__Records for processing__:

• • •

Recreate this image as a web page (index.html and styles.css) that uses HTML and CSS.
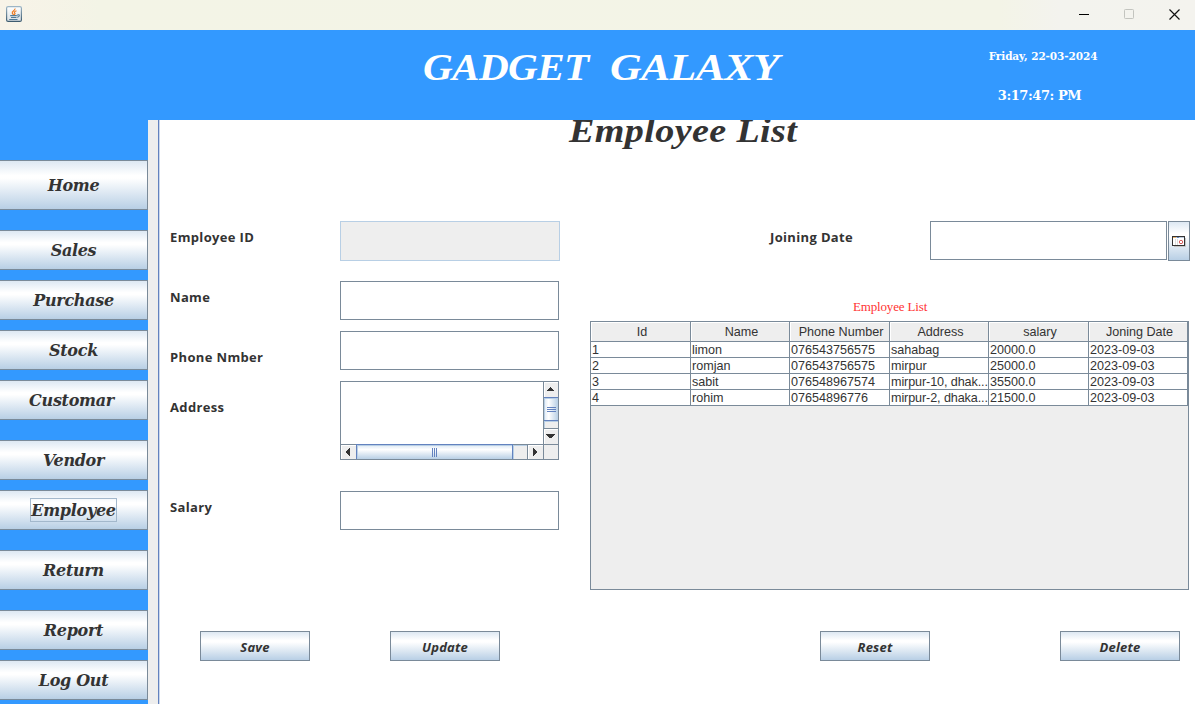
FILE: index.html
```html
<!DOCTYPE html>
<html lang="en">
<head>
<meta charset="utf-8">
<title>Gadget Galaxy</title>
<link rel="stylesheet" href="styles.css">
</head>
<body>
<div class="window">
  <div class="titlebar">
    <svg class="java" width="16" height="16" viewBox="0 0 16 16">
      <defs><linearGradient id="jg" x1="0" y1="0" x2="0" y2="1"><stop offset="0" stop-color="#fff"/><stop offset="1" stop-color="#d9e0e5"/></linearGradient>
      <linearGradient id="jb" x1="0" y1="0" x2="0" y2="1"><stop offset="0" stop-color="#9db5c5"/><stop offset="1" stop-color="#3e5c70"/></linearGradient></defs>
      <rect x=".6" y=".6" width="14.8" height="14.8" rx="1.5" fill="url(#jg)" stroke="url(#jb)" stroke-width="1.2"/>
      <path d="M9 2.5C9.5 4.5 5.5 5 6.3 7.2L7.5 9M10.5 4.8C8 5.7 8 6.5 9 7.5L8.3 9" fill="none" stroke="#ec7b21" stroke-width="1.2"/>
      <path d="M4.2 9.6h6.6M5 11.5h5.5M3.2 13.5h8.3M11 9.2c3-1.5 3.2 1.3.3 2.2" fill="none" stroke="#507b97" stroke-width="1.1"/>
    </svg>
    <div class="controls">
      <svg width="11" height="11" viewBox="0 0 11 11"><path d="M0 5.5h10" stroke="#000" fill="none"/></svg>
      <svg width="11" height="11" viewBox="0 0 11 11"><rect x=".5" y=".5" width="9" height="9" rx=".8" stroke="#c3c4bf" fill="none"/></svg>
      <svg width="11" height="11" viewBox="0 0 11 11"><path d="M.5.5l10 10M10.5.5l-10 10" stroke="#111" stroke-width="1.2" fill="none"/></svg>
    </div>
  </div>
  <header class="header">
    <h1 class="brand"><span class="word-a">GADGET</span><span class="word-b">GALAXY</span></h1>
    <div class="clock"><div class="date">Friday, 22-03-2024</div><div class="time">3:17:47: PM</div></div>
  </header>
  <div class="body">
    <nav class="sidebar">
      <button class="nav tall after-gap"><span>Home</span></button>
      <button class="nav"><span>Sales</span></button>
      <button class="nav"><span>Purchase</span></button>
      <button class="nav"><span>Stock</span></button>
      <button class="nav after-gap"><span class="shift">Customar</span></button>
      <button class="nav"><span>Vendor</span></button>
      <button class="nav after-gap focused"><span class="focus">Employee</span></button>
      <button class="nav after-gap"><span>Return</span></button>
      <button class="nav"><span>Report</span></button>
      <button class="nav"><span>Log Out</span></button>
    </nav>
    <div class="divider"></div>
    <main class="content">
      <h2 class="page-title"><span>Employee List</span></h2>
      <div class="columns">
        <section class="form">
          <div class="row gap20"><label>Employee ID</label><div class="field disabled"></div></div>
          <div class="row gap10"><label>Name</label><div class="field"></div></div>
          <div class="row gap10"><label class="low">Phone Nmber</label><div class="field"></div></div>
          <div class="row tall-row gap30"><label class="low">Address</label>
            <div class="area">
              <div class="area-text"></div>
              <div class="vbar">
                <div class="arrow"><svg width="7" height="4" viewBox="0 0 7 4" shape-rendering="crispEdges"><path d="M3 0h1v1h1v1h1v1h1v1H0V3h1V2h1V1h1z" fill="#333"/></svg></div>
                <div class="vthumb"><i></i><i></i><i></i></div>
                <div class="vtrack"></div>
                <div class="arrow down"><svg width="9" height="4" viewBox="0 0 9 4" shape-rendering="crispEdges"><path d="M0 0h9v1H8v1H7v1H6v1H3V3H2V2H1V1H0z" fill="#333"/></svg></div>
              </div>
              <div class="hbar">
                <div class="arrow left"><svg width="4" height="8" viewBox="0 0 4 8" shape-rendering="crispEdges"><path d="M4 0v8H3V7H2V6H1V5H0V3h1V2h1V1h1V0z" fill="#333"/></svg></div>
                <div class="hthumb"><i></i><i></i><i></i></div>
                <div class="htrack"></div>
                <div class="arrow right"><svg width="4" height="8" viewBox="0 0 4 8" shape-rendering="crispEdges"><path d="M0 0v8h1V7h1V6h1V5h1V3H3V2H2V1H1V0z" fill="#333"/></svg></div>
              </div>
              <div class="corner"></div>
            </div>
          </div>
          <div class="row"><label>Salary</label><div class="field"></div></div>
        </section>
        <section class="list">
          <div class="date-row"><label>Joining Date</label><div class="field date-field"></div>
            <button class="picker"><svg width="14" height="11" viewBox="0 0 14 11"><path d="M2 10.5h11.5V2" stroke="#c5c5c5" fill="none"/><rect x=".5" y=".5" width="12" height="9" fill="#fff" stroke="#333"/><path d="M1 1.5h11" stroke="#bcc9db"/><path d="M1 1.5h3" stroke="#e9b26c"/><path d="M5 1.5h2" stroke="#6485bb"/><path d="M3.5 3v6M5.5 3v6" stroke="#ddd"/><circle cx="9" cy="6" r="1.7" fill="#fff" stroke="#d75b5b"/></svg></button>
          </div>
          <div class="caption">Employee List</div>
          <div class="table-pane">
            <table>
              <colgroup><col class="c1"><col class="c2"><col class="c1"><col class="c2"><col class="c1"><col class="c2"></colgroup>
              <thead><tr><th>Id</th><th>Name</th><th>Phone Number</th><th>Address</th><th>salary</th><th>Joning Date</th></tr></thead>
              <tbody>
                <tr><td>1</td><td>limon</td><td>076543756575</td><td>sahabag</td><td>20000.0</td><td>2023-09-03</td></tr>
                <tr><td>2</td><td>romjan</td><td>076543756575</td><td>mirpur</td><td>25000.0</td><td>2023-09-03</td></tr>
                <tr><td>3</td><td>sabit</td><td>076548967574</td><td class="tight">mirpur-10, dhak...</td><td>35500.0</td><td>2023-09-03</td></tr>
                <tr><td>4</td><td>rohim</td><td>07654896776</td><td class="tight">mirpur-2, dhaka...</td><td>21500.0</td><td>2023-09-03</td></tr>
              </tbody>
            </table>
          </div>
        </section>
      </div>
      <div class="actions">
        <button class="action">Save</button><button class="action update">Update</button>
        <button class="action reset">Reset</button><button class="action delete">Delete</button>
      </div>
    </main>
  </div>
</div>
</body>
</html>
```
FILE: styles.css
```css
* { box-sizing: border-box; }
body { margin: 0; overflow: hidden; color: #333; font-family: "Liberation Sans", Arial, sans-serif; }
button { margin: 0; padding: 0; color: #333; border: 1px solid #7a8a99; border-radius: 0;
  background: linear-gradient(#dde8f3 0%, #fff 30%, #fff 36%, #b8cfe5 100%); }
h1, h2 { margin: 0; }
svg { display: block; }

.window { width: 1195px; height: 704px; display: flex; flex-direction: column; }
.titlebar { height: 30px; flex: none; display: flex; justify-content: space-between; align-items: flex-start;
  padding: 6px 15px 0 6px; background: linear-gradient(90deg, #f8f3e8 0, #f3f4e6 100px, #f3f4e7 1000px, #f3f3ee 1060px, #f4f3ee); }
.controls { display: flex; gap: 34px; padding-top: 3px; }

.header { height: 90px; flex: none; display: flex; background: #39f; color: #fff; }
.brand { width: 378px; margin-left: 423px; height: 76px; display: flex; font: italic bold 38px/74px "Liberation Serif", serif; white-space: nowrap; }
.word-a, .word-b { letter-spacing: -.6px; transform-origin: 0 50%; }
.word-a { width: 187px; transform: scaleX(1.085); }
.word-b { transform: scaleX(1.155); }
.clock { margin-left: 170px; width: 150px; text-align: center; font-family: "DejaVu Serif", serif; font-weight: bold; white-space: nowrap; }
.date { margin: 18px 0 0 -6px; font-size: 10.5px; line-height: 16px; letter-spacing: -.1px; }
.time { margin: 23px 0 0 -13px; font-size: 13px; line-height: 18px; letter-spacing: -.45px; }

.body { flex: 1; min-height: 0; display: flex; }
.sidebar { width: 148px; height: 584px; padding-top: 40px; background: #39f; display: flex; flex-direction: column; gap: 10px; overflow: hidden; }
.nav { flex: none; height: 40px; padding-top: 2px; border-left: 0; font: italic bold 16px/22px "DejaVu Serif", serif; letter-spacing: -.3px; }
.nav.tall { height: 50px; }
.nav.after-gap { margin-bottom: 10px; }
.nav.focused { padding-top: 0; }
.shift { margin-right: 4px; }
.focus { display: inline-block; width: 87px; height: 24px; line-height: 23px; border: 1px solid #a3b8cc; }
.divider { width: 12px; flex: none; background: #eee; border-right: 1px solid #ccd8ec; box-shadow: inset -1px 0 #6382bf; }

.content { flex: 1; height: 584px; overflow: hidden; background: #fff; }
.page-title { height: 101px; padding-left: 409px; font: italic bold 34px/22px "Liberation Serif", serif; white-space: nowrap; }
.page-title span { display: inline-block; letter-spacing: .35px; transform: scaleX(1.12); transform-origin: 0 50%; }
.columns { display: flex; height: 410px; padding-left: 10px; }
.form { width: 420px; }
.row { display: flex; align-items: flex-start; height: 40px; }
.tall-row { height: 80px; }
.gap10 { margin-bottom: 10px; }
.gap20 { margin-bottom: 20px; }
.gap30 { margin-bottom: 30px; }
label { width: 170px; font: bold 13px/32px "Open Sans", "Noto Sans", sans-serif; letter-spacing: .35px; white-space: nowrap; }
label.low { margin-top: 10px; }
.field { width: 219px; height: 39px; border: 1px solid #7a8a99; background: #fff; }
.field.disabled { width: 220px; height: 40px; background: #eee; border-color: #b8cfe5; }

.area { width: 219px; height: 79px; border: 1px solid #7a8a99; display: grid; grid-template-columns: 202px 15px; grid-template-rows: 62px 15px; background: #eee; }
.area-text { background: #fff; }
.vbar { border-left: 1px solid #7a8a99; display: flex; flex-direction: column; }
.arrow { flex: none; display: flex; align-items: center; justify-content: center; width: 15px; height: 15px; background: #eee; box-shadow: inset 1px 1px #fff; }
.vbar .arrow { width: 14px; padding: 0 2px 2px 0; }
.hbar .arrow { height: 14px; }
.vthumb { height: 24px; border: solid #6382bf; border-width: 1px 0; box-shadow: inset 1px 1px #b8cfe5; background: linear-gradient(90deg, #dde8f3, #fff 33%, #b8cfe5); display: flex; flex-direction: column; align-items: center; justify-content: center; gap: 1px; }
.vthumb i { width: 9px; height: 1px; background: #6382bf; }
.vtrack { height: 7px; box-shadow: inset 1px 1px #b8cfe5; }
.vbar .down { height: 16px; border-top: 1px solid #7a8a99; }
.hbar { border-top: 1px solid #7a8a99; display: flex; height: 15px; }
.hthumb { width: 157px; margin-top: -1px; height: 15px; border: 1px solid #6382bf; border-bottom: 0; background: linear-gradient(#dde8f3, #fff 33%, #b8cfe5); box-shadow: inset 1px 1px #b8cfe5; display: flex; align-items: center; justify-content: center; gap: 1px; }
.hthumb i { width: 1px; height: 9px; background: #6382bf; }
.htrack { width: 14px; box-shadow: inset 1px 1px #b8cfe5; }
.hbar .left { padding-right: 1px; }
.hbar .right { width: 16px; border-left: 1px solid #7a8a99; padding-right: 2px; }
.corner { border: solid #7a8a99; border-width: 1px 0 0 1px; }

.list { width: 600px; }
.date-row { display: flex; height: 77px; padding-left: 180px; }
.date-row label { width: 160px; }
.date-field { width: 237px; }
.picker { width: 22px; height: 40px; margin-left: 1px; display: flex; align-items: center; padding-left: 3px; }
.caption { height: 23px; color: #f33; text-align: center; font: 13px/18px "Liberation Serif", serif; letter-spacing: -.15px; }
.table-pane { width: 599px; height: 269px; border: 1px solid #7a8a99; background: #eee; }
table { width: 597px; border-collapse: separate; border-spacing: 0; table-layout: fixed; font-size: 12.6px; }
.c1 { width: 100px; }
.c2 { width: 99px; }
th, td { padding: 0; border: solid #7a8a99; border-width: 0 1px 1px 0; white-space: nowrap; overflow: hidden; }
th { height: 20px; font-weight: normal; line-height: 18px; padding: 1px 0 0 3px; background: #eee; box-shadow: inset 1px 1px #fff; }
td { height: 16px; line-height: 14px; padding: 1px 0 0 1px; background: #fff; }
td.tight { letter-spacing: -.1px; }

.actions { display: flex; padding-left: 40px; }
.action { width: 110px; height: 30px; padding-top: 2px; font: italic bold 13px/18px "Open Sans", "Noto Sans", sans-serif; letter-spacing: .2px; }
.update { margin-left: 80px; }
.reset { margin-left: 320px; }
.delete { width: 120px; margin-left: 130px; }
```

• • •

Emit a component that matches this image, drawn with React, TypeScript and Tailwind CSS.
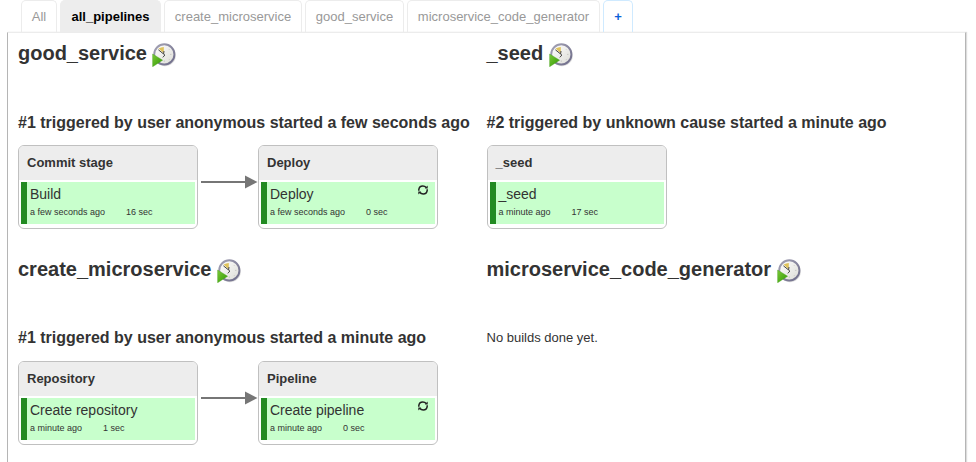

• • •

__Aim__: Some lines of the data above may hold the word "that"; report how many do, and nothing else.

__Right answer__: 2